Todos com estabelecimentos fechados ou a fechar. Como são gerentes, não têm
direito a subsídio de desemprego. Carregados de dívidas, sabem que vão ficar
sem o restaurante mas também sem a casa da família porque os bens pessoais vão
responder pelas dívidas. Uns têm filhos pequenos, outros já adultos mas a
precisar deles. Vão passar pelo vexame social de terem sido uns 'senhores' e
agora são isto, uns farrapos, uns idiotas que não amealharam nas vacas
gordas... Tinham BMW ou Mercedes e o rei na barriga - dizem os vizinhos.
Agora... rua).
"A situação é esta: devo 80 mil euros à banca pela remodelação que
fiz do restaurante, tudo como devia ser, um luxo... Tenho cinco empregados para
indemnizar. Devo ao Estado a Segurança Social e o IVA dos últimos seis meses
porque depois do 15 de setembro isto parou tudo... Ainda não paguei o novo
sistema de faturação que me põe doido para saber como funciona... E vou ficar
inibido de ser empresário nos próximos anos porque fali o meu negócio... Mas
digam-me lá: onde é que eu falhei?"
(Uma economia em crise mata os maus e os bons. Destrói os homens e as
mulheres, por dentro e por fora. Isto estava à vista quando o Estado aumentou o
IVA para 23%. Gaspar não ouviu. Passos não ouviu. A maioria no Parlamento não ouviu.

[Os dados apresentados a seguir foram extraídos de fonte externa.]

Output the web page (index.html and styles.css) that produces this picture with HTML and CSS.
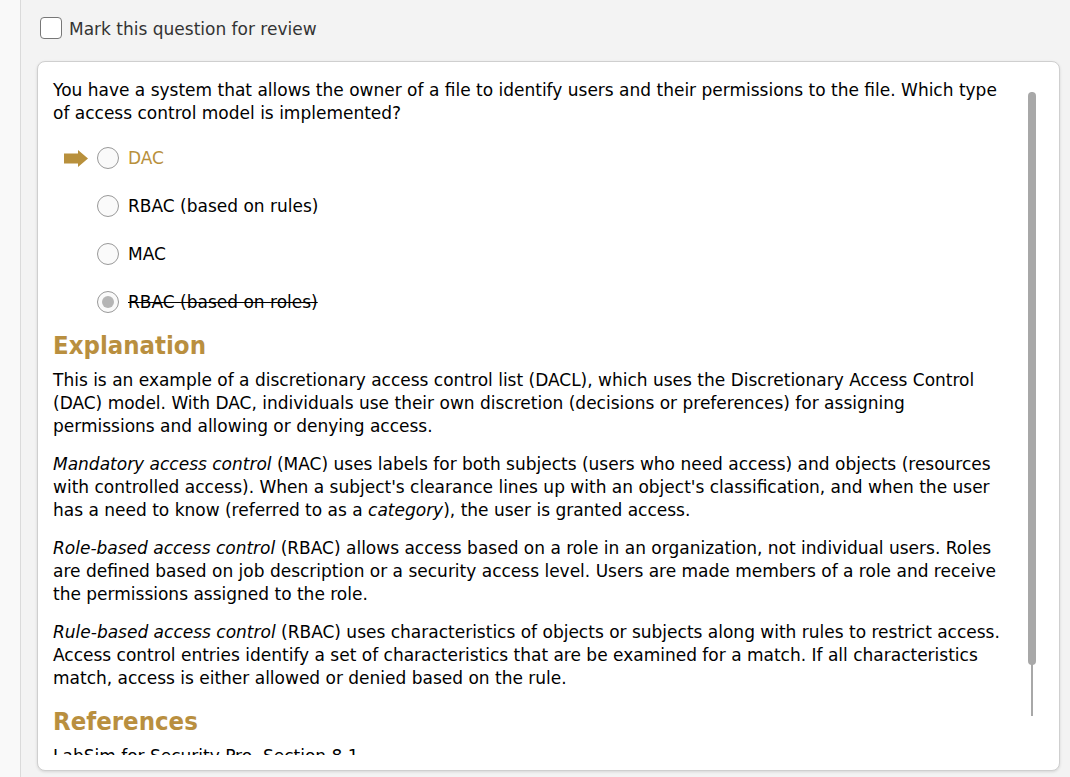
FILE: index.html
```html
<!DOCTYPE html>
<html>
<head>
<meta charset="utf-8">
<link rel="stylesheet" href="styles.css">
</head>
<body>
<div class="page">
  <div class="rail"></div>
  <div class="main">
    <label class="review">
      <span class="checkbox"></span>
      <span class="review-text">Mark this question for review</span>
    </label>
    <div class="card">
      <div class="scroll">
        <p class="question">You have a system that allows the owner of a file to identify users and their permissions to the file. Which type<br>of access control model is implemented?</p>
        <ul class="options">
          <li class="option correct">
            <svg class="arrow" width="24" height="17" viewBox="0 0 24 17"><path d="M0 3.5H14V0L24 8.5L14 17V13.5H0Z" fill="#b8903c"/></svg>
            <span class="radio"></span><span class="opt-text">DAC</span>
          </li>
          <li class="option"><span class="radio"></span><span class="opt-text">RBAC (based on rules)</span></li>
          <li class="option"><span class="radio"></span><span class="opt-text">MAC</span></li>
          <li class="option chosen"><span class="radio"><span class="dot"></span></span><span class="opt-text">RBAC (based on roles)</span></li>
        </ul>
        <h2 class="heading">Explanation</h2>
        <p class="para">This is an example of a discretionary access control list (DACL), which uses the Discretionary Access Control<br>(DAC) model. With DAC, individuals use their own discretion (decisions or preferences) for assigning<br>permissions and allowing or denying access.</p>
        <p class="para"><em>Mandatory access control</em> (MAC) uses labels for both subjects (users who need access) and objects (resources<br>with controlled access). When a subject's clearance lines up with an object's classification, and when the user<br>has a need to know (referred to as a <em>category</em>), the user is granted access.</p>
        <p class="para"><em>Role-based access control</em> (RBAC) allows access based on a role in an organization, not individual users. Roles<br>are defined based on job description or a security access level. Users are made members of a role and receive<br>the permissions assigned to the role.</p>
        <p class="para"><em>Rule-based access control</em> (RBAC) uses characteristics of objects or subjects along with rules to restrict access.<br>Access control entries identify a set of characteristics that are be examined for a match. If all characteristics<br>match, access is either allowed or denied based on the rule.</p>
        <h2 class="heading">References</h2>
        <p class="para">LabSim for Security Pro, Section 8.1</p>
      </div>
      <div class="scrollbar"><div class="thumb"></div></div>
    </div>
  </div>
</div>
</body>
</html>
```
FILE: styles.css
```css
html, body {
  margin: 0;
  padding: 0;
  background: #f3f3f3;
}
body {
  font-family: "DejaVu Sans", Verdana, sans-serif;
  font-size: 17px;
  color: #000;
}
.page {
  display: flex;
  height: 777px;
  overflow: hidden;
}
.rail {
  width: 20px;
  flex: none;
  background: #f9f9f9;
  border-right: 1px solid #dadada;
}
.main {
  flex: 1;
  padding: 0 10px 0 16px;
  display: flex;
  flex-direction: column;
}
.review {
  display: flex;
  align-items: center;
  height: 22px;
  margin: 17px 0 0 3px;
  gap: 7px;
}
.checkbox {
  width: 20px;
  height: 20px;
  border: 1px solid #777;
  border-radius: 4px;
  background: #fff;
}
.review-text {
  color: #333;
  position: relative;
  top: 1px;
}
.card {
  position: relative;
  box-sizing: border-box;
  margin-top: 22px;
  height: 710px;
  background: #fff;
  border: 1px solid #cfcfcf;
  border-radius: 8px;
  box-shadow: 0 1px 3px rgba(0,0,0,0.12);
  overflow: hidden;
}
.scroll {
  height: 693px;
  overflow: hidden;
  padding: 17px 0 0 15px;
  box-sizing: border-box;
}
.question {
  margin: 0;
  line-height: 23px;
}
.options {
  list-style: none;
  margin: 21px 0 0 0;
  padding: 0 0 0 44px;
}
.option {
  position: relative;
  display: flex;
  align-items: center;
  height: 24px;
  margin-bottom: 24px;
  gap: 9px;
}
.option:last-child {
  margin-bottom: 0;
}
.arrow {
  position: absolute;
  left: -33px;
  top: 4px;
}
.radio {
  width: 20px;
  height: 20px;
  border: 1px solid #999;
  border-radius: 50%;
  background: #fafafa;
  display: flex;
  align-items: center;
  justify-content: center;
  flex: none;
}
.dot {
  width: 12px;
  height: 12px;
  border-radius: 50%;
  background: #b5b5b5;
}
.correct .opt-text {
  color: #b8903c;
}
.chosen .opt-text {
  text-decoration: line-through;
}
.heading {
  margin: 16px 0 9px 0;
  font-size: 25.5px;
  font-weight: bold;
  color: #b98f3f;
  line-height: 30px;
  font-stretch: condensed;
}
.para {
  margin: 0 0 15px 0;
  line-height: 23px;
}
.scrollbar {
  position: absolute;
  right: 23px;
  top: 30px;
  width: 8px;
  height: 624px;
}
.scrollbar::before {
  content: "";
  position: absolute;
  left: 3px;
  top: 0;
  width: 2px;
  height: 100%;
  background: #a8a8a8;
}
.thumb {
  position: absolute;
  left: 0;
  top: 0;
  width: 8px;
  height: 573px;
  border-radius: 4px;
  background: #a8a8a8;
}
```
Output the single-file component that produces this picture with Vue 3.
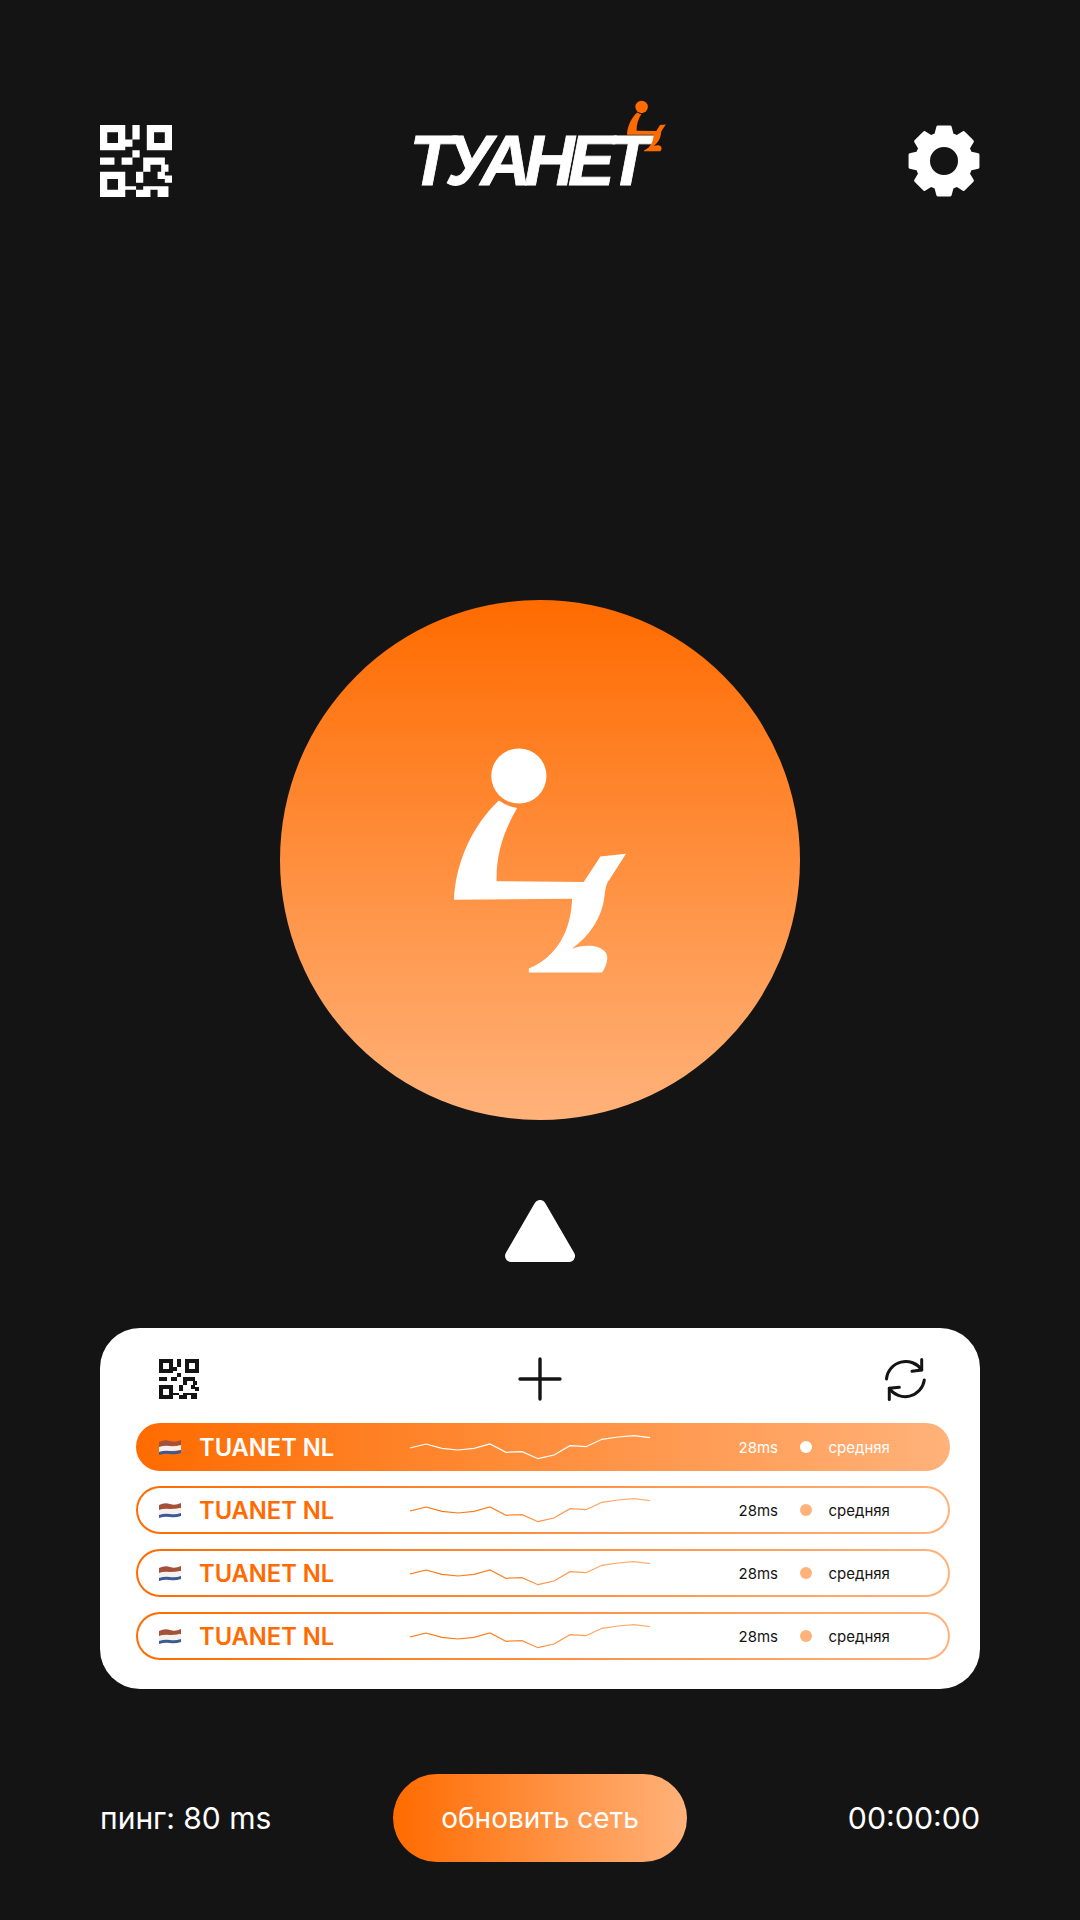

Agora é isto... Divorciam-se no papel para tentar salvar a mulher e os filhos.
Pensam em fugir para o Brasil ou emigrar para a Europa nem que seja para servir
à mesa. Filha da p... de vida..., repetem sem parar).
Voltam na semana seguinte. Quando conseguem.
JN, sábado, 16 de fevereiro, página 7: "Em apenas 72 horas
suicidaram-se dois empresários da restauração do Porto. E nos últimos três
meses foram sete os que puseram termo à vida na região do Algarve".